Fast forward to today. I have been wearing a LeMetric “piece” since then (see my photo on the header of this blog) and consider it as much my own hair as the thinning hair it covers. Made of real, quality hair, it’s actually stitched to my real hair and I wash and style it just as I would my true tresses (such as they are.) But the best thing of all is that I hardly have “bad-hair days” anymore. My LeMetric piece doesn’t frizz, so even when it rains, it looks pretty good. Frankly, I don’t care if the whole world knows I’m wearing a hairpiece (or had liposuction to reduce my jowls.) My hair looks good, which makes my face look better since the hair frames the face. Put an unattractive frame on a great photo and the photo doesn’t look quite as lovely.

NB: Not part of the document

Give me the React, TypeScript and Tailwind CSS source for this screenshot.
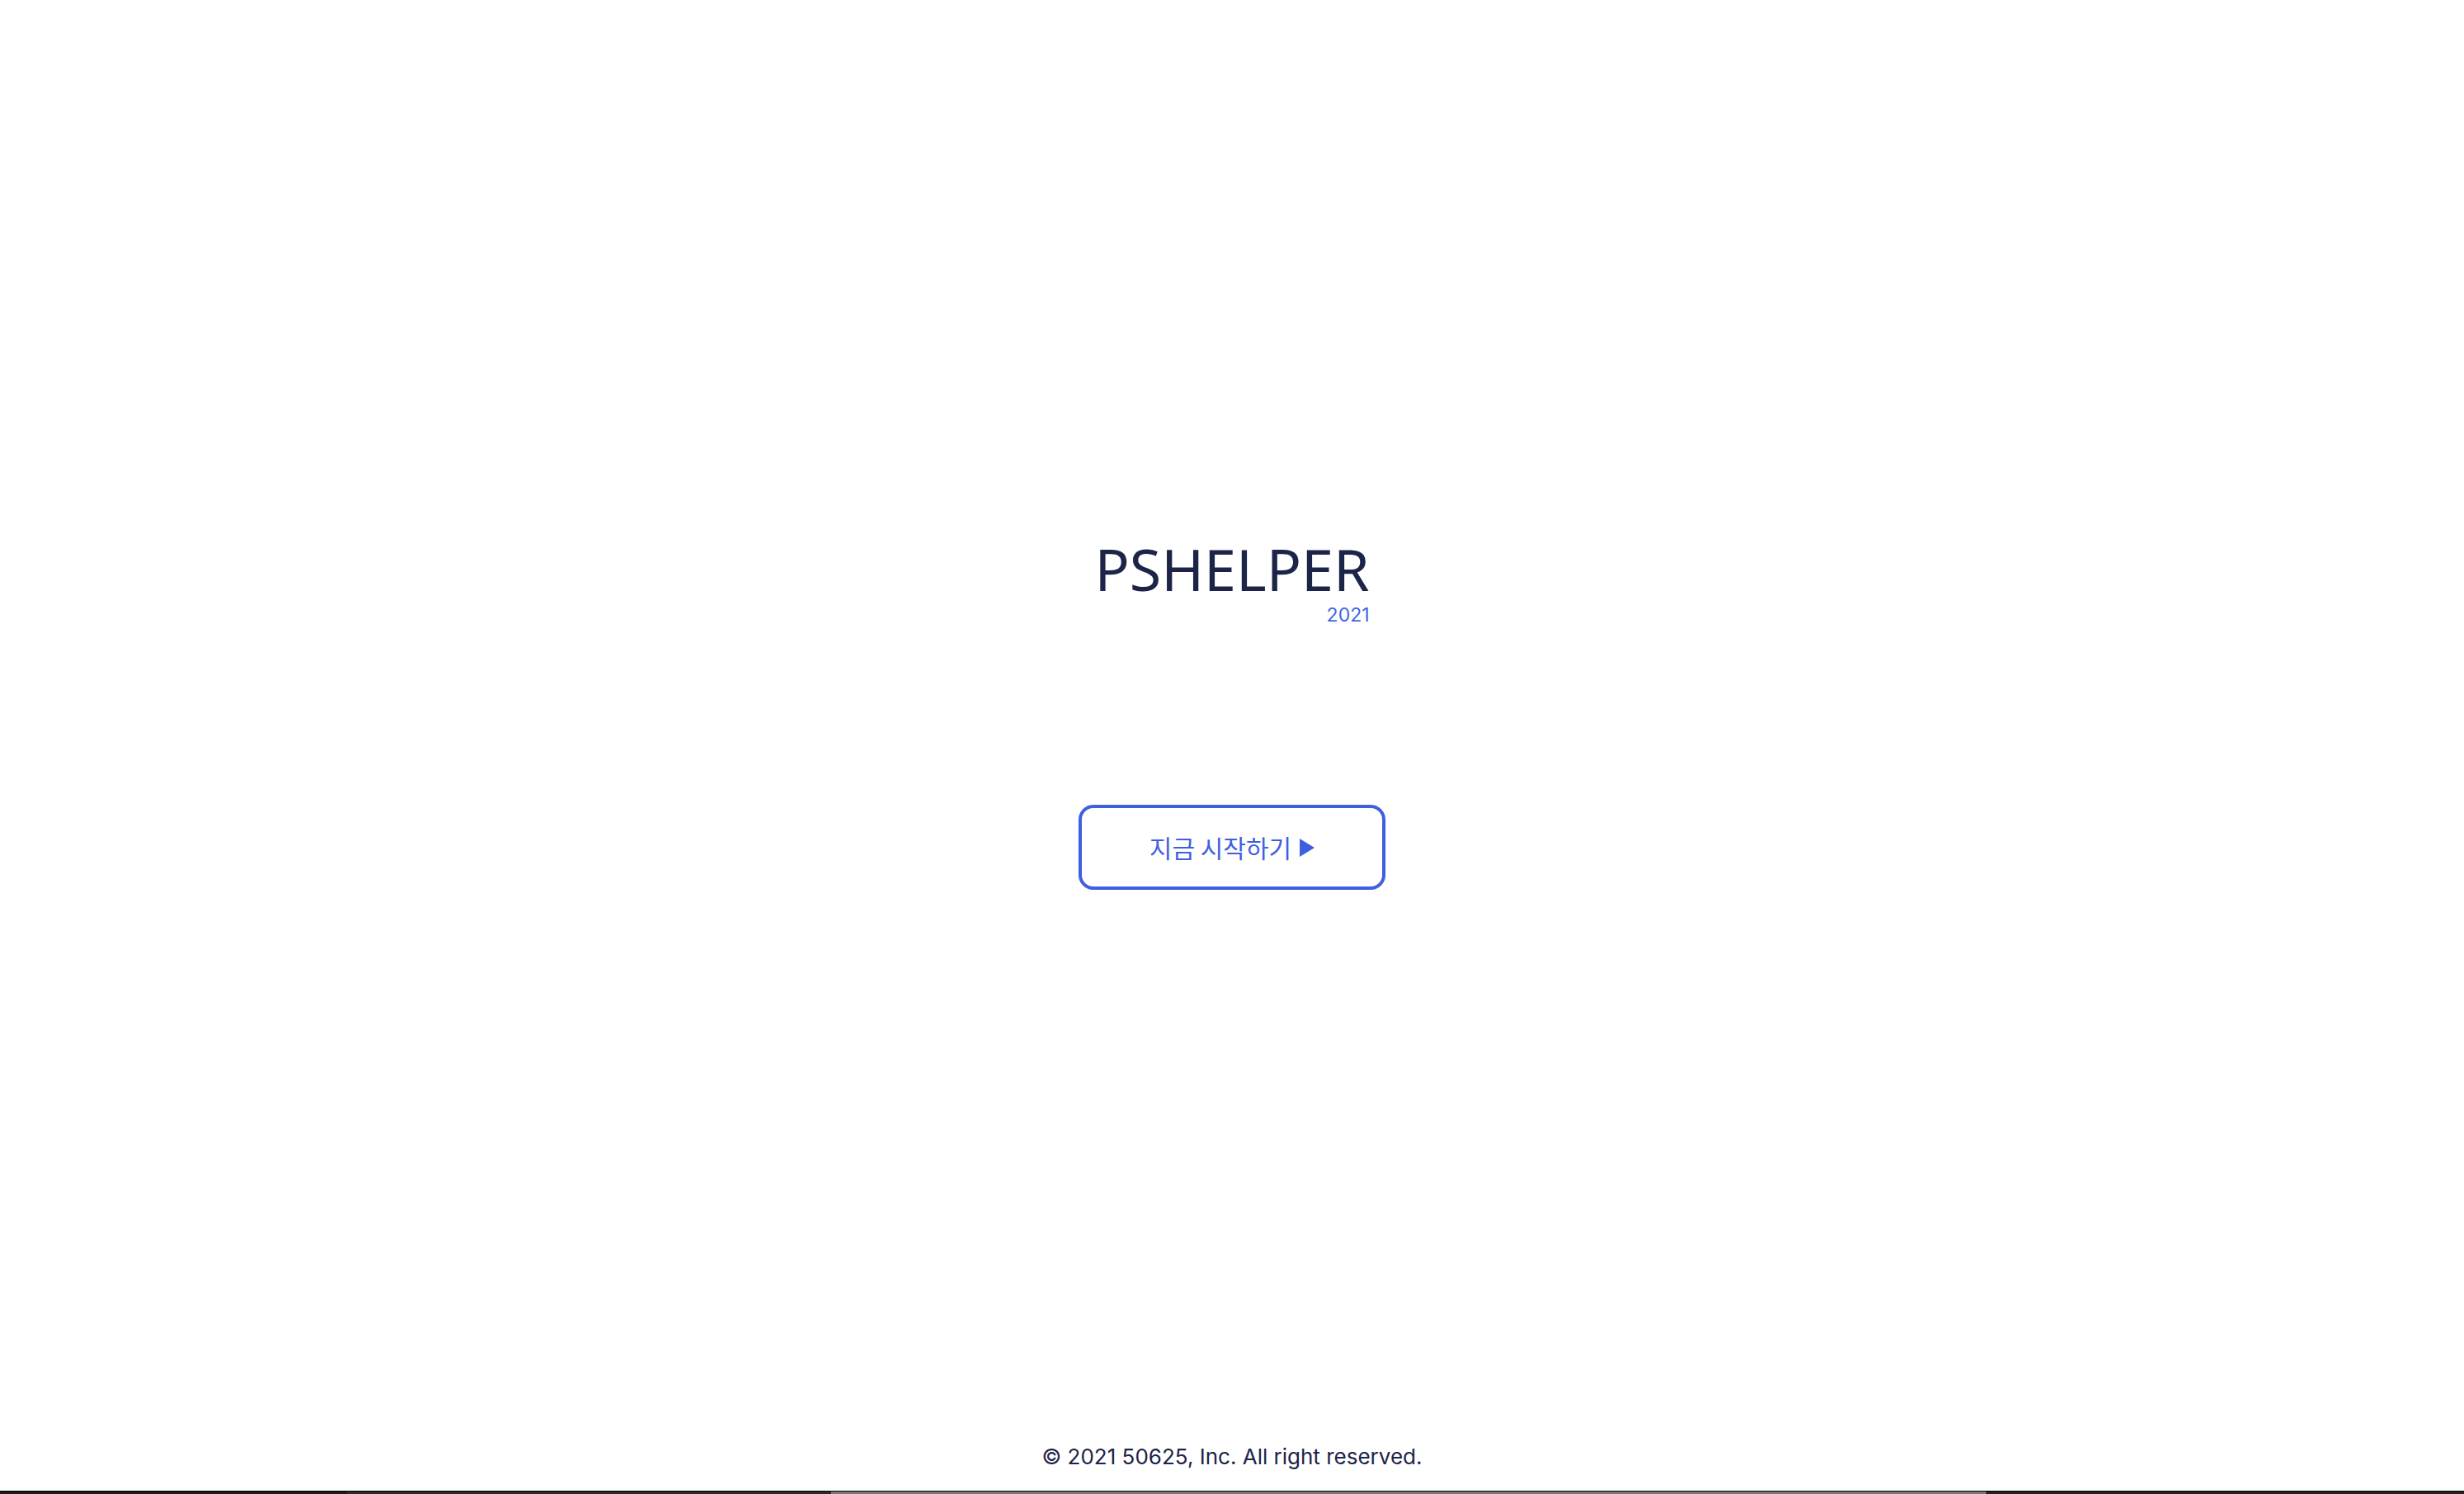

Elline Surianello, founder of LeMetric hair salon
FOF Elline Surianello, the founder of LeMetric, has become a dear friend. We are forever working together on ways to communicate to other FOFs how a full head of hair will change their looks completely. And I mean completely. There isn’t a single woman who doesn’t look fantastic with a fuller head of hair.
Of course, not every one of us loses her hair to the same degree. Some FOFs might need just a little extra hair at the crown or in the back. Others might need more coverage at the front hairline. Others might just want to add volume and height throughout.
Collectively, women spend billions of dollars on color, cuts, shampoos, conditioners, and a gazillion other treatments that straighten, curl, shine, add volume, bounce and lift to our hair every single year. When we asked FOFans on Facebook how much they spend annually on their hair, many said between $1,000 and $2,000.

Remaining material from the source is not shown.